Lloyd's of London's central governing body, the Corporation of Lloyd's, will change to deliver the 330-year-old insurance market's new modernization plan, according to one of its top executives.

Speaking at the launch of the first blueprint for the Future at Lloyd's strategy, Jon Hancock, the market's performance management director, said that in addition to "all the good stuff we do today," such as maintaining the market's global network of licenses and monitoring the performance of the syndicates that trade there, the Corporation would deliver services to make Lloyd's a digital marketplace.

Hancock said this included "setting and maintaining consistent data standards" and "controlling and influencing the technology we use." He also said the Corporation's work would include modernizing the market's physical working spaces and "adopting agile ways of working."

To do this, he added, the Corporation would need to develop new capabilities. "We will upskill our own people and bring in new people with new skills," he said.

The hard part

In the first blueprint for its future, Lloyd's unveiled how it would implement six initiatives: A complex risks platform; an exchange for less complex risks; improved access for new forms of capital; a "Syndicate-in-a-Box" initiative to make it easier for new companies to enter Lloyd's; a new claims service; and a central pool of services open to all market participants.

The six initiatives were first revealed when Lloyd's published its 2018 earnings in March, and fleshed out May 1 when it opened a market-wide consultation.

The initiatives will be developed in three stages. The first will run throughout 2020, the second throughout 2021 and the third from January 2022 onward. Lloyd's says it will reach milestones in each stage. For example, it will aim to launch its first insurance-linked securities transaction in 2020 as part of phase one of its new capital solution.

Lloyd's plans to publish further blueprints at least once a year in the middle of the year "to inform market participants' own strategy and business planning," according to the first blueprint.

With the plans now laid out, executives at Lloyd's acknowledged that delivering on them would not be easy. Bruce Carnegie-Brown, chairman of Lloyd's, said at the blueprint launch: "Now, as we move from design to executing the plan, the hard work really begins."
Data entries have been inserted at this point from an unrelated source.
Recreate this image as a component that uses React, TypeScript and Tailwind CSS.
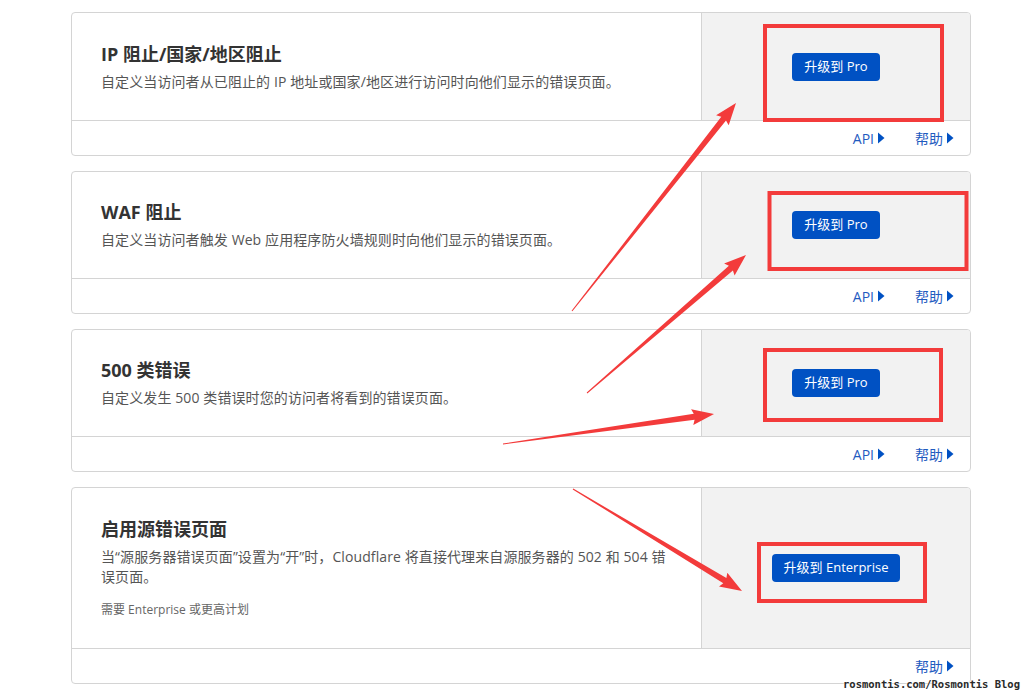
import React from "react";

const FONT = '"Open Sans", "Noto Sans CJK SC", sans-serif';

function Tri() {
  return (
    <svg width="8" height="12" viewBox="0 0 8 12" className="ml-[3px] inline-block">
      <path d="M1 0.5 L7.5 6 L1 11.5 Z" fill="#0051c3" />
    </svg>
  );
}

function FooterLink({ label }: { label: string }) {
  return (
    <span className="flex items-center text-[14px] text-[#1f5bbf]">
      {label}
      <Tri />
    </span>
  );
}

type CardProps = {
  title: string;
  desc: React.ReactNode;
  note?: string;
  button: string;
  mainH: string;
  api?: boolean;
};

function Card({ title, desc, note, button, mainH, api = true }: CardProps) {
  return (
    <div className="w-[900px] rounded-[4px] border border-[#d4d4d4] bg-white overflow-hidden">
      <div className={`flex ${mainH}`}>
        <div className="flex flex-1 flex-col justify-center pl-[29px] pr-[28px]">
          <div className="text-[18px] font-bold leading-[24px] text-[#333333]">{title}</div>
          <div className="mt-[6px] text-[14px] leading-[20px] tracking-[0.1px] text-[#555555]">{desc}</div>
          {note && <div className="mt-[13px] text-[12px] leading-[20px] text-[#666666]">{note}</div>}
        </div>
        <div className="flex w-[269px] items-center justify-center border-l border-[#d4d4d4] bg-[#f2f2f2]">
          <button className="h-[28px] rounded-[4px] bg-[#0051c3] px-[12px] text-[13px] text-white">
            {button}
          </button>
        </div>
      </div>
      <div className="flex h-[35px] items-center justify-end gap-[30px] border-t border-[#d4d4d4] pr-[16px]">
        {api && <FooterLink label="API" />}
        <FooterLink label="帮助" />
      </div>
    </div>
  );
}

function arrowPoints(tx: number, ty: number, hx: number, hy: number) {
  const dx = hx - tx;
  const dy = hy - ty;
  const len = Math.sqrt(dx * dx + dy * dy);
  const ux = dx / len;
  const uy = dy / len;
  const px = -uy;
  const py = ux;
  const headLen = 20;
  const headW = 8;
  const shaftW = 3;
  const bx = hx - ux * headLen;
  const by = hy - uy * headLen;
  const pts = [
    [tx + px * 0.5, ty + py * 0.5],
    [bx + px * shaftW, by + py * shaftW],
    [bx + px * headW - ux * 2, by + py * headW - uy * 2],
    [hx, hy],
    [bx - px * headW - ux * 2, by - py * headW - uy * 2],
    [bx - px * shaftW, by - py * shaftW],
    [tx - px * 0.5, ty - py * 0.5],
  ];
  return pts.map((p) => `${p[0].toFixed(1)},${p[1].toFixed(1)}`).join(" ");
}

function Overlay() {
  const red = "#f33b3b";
  const arrows = [
    [572, 311, 736, 103],
    [587, 393, 746, 255],
    [503, 444, 714, 414],
    [573, 489, 742, 591],
  ];
  return (
    <svg
      className="pointer-events-none absolute left-0 top-0"
      width="1024"
      height="697"
      viewBox="0 0 1024 697"
    >
      <rect x="765" y="26" width="177" height="94" fill="none" stroke={red} strokeWidth="4" />
      <rect x="769.5" y="193" width="197" height="76" fill="none" stroke={red} strokeWidth="4" />
      <rect x="765" y="350" width="176" height="70" fill="none" stroke={red} strokeWidth="4" />
      <rect x="759" y="544" width="166" height="57" fill="none" stroke={red} strokeWidth="4" />
      {arrows.map((a, i) => (
        <polygon key={i} points={arrowPoints(a[0], a[1], a[2], a[3])} fill={red} />
      ))}
    </svg>
  );
}

export default function App() {
  return (
    <div
      className="relative h-[697px] w-[1024px] overflow-hidden bg-white"
      style={{ fontFamily: FONT }}
    >
      <div className="flex flex-col gap-[15px] pl-[71px] pt-[12px]">
        <Card
          title="IP 阻止/国家/地区阻止"
          desc="自定义当访问者从已阻止的 IP 地址或国家/地区进行访问时向他们显示的错误页面。"
          button="升级到 Pro"
          mainH="h-[107px]"
        />
        <Card
          title="WAF 阻止"
          desc="自定义当访问者触发 Web 应用程序防火墙规则时向他们显示的错误页面。"
          button="升级到 Pro"
          mainH="h-[106px]"
        />
        <Card
          title="500 类错误"
          desc="自定义发生 500 类错误时您的访问者将看到的错误页面。"
          button="升级到 Pro"
          mainH="h-[106px]"
        />
        <Card
          title="启用源错误页面"
          desc={
            <>
              当“源服务器错误页面”设置为“开”时，Cloudflare 将直接代理来自源服务器的 502 和 504 错
              <br />
              误页面。
            </>
          }
          note="需要 Enterprise 或更高计划"
          button="升级到 Enterprise"
          mainH="h-[160px]"
          api={false}
        />
      </div>
      <Overlay />
      <div
        className="absolute left-[843px] top-[677px] text-[10.5px] font-bold leading-[14px] text-[#2a2a2a]"
        style={{ fontFamily: '"DejaVu Sans Mono", monospace', textShadow: "0 0 2px #fff, 0 0 2px #fff" }}
      >
        rosmontis.com/Rosmontis Blog
      </div>
    </div>
  );
}
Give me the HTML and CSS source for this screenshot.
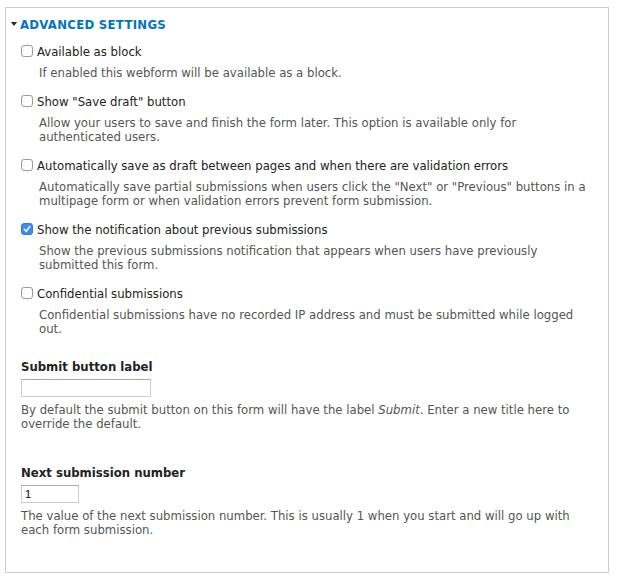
FILE: index.html
```html
<!DOCTYPE html>
<html lang="en">
<head>
    <meta charset="UTF-8">
    <title>Advanced settings</title>
    <link rel="stylesheet" href="styles.css">
</head>
<body>
    <div class="details">
        <div class="summary"><span class="arrow"></span>Advanced settings</div>
        <div class="wrapper">
            <div class="option">
                <label class="check-label"><span class="box"></span>Available as block</label>
                <div class="desc">If enabled this webform will be available as a block.</div>
            </div>
            <div class="option">
                <label class="check-label"><span class="box"></span>Show "Save draft" button</label>
                <div class="desc">Allow your users to save and finish the form later. This option is available only for authenticated users.</div>
            </div>
            <div class="option">
                <label class="check-label"><span class="box"></span>Automatically save as draft between pages and when there are validation errors</label>
                <div class="desc">Automatically save partial submissions when users click the "Next" or "Previous" buttons in a multipage form or when validation errors prevent form submission.</div>
            </div>
            <div class="option">
                <label class="check-label"><span class="box checked"><svg width="12" height="12" viewBox="0 0 12 12"><path d="M3.3 6.3 L5.2 8.3 L8.8 3.6" fill="none" stroke="#fff" stroke-width="1.6" stroke-linecap="round" stroke-linejoin="round"/></svg></span>Show the notification about previous submissions</label>
                <div class="desc">Show the previous submissions notification that appears when users have previously submitted this form.</div>
            </div>
            <div class="option">
                <label class="check-label"><span class="box"></span>Confidential submissions</label>
                <div class="desc">Confidential submissions have no recorded IP address and must be submitted while logged out.</div>
            </div>

            <div class="field">
                <label class="field-label">Submit button label</label>
                <input type="text" class="text-input wide">
                <div class="field-desc">By default the submit button on this form will have the label <em>Submit</em>. Enter a new title here to override the default.</div>
            </div>

            <div class="field field-next">
                <label class="field-label">Next submission number</label>
                <input type="text" class="text-input narrow" value="1">
                <div class="field-desc">The value of the next submission number. This is usually 1 when you start and will go up with each form submission.</div>
            </div>
        </div>
    </div>
</body>
</html>
```

FILE: styles.css
```css
body {
    margin: 0;
    padding: 7px 11px 6px 5px;
    background: #fff;
    font-family: "DejaVu Sans Condensed", "DejaVu Sans", sans-serif;
    color: #222;
}
.details {
    border: 1px solid #ccc;
    box-sizing: border-box;
    height: 566px;
    padding: 6px 9px 0 15px;
}
.summary {
    display: flex;
    align-items: center;
    height: 20px;
    color: #0074bd;
    font-weight: bold;
    font-size: 13px;
    text-transform: uppercase;
    letter-spacing: 0.3px;
    margin-left: -10px;
}
.arrow {
    width: 0;
    height: 0;
    border-left: 3.5px solid transparent;
    border-right: 3.5px solid transparent;
    border-top: 4px solid #222;
    margin: 0 3px 0 0;
}
.wrapper {
    padding-top: 8px;
}
.option {
    margin-bottom: 12px;
}
.check-label {
    display: flex;
    align-items: center;
    height: 18px;
    font-size: 13px;
    color: #222;
}
.box {
    flex: none;
    width: 10px;
    height: 10px;
    border: 1px solid #9a9a9a;
    border-radius: 3px;
    margin: 0 4px 0 0;
    background: #fff;
    position: relative;
}
.box.checked {
    background: #3b8df0;
    border-color: #2f7bd9;
}
.box svg {
    position: absolute;
    left: -1px;
    top: -1px;
}
.desc {
    margin: 6px 0 0 18px;
    font-size: 13px;
    line-height: 14px;
    color: #555;
}
.field {
    margin-top: 22px;
}
.field-next {
    margin-top: 33px;
}
.field-label {
    display: block;
    height: 18px;
    line-height: 18px;
    font-weight: bold;
    font-size: 13px;
    color: #222;
    margin-bottom: 3px;
}
.text-input {
    display: block;
    box-sizing: border-box;
    height: 18px;
    border: 1px solid #ccc;
    border-top-color: #a9a9a9;
    padding: 0 3px;
    font-family: "Liberation Sans", sans-serif;
    font-size: 11px;
    color: #000;
    margin: 0;
}
.wide {
    width: 130px;
}
.narrow {
    width: 58px;
}
.field-desc {
    margin-top: 6px;
    font-size: 13px;
    line-height: 14px;
    color: #555;
}
```
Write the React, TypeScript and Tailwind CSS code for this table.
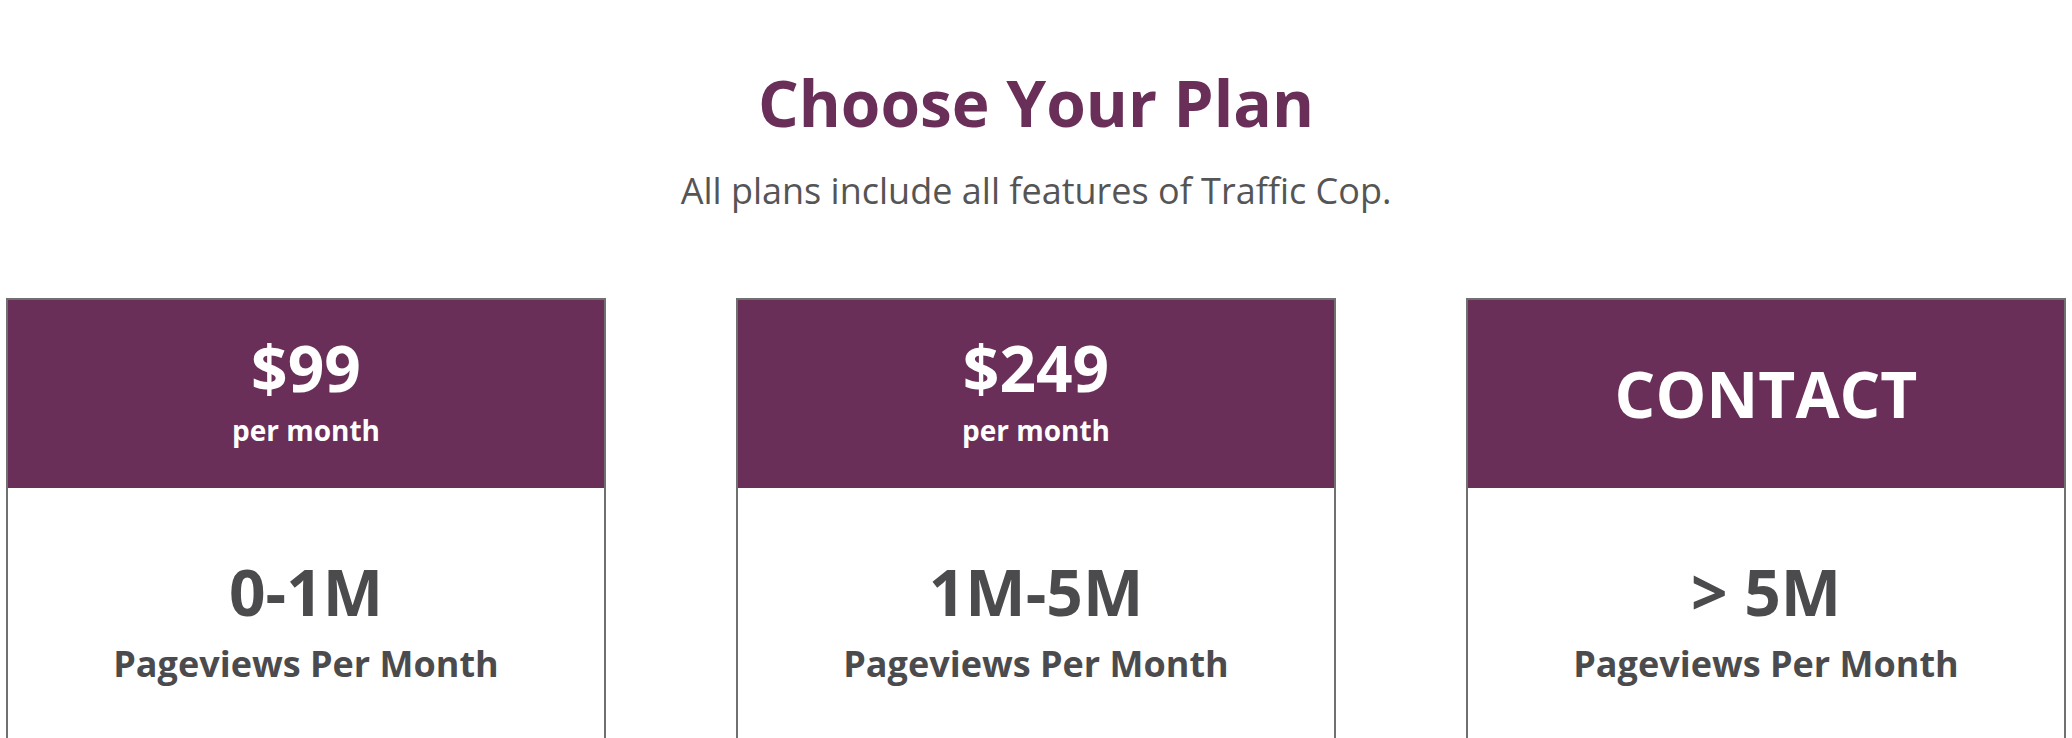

Lloyd's CEO John Neal said at the event: "If it was easy, it would have been done already. Many great strategies have fallen down, not on ideas, but on execution."

He added that there would be "some huge benefits" on offer from unraveling the "rather unwieldy spaghetti" of processes, systems and standards that had built up in Lloyd's over the years, "but only if we adopt a careful and planned approach."

Beyond the blueprint

Neal also said delivering the blueprint was just one of three priorities for Lloyd's, and that managing and overseeing the performance of the syndicates that operate in the Lloyd's market "will remain our overarching focus." He noted that with the first blueprint delivered, Hancock would now be "back to the day job of leading the charge" at the Lloyd's performance management directorate.

The other priority is creating a market culture that "attracts and retains the brightest and best talent in our industry." Last week, Lloyd's published the results of its culture survey, launched in response to allegations of widespread sexual misconduct in Lloyd's, which found that 8% of the 6,003 respondents had witnessed sexual harassment over the past 12 months.

Neal said Lloyd's had been "robust" in its actions to "stamp out any form of inappropriate behavior" and that this, coupled with the determination of the marketplace's leaders "will allow everyone to fulfill their potential and feel respected and valued."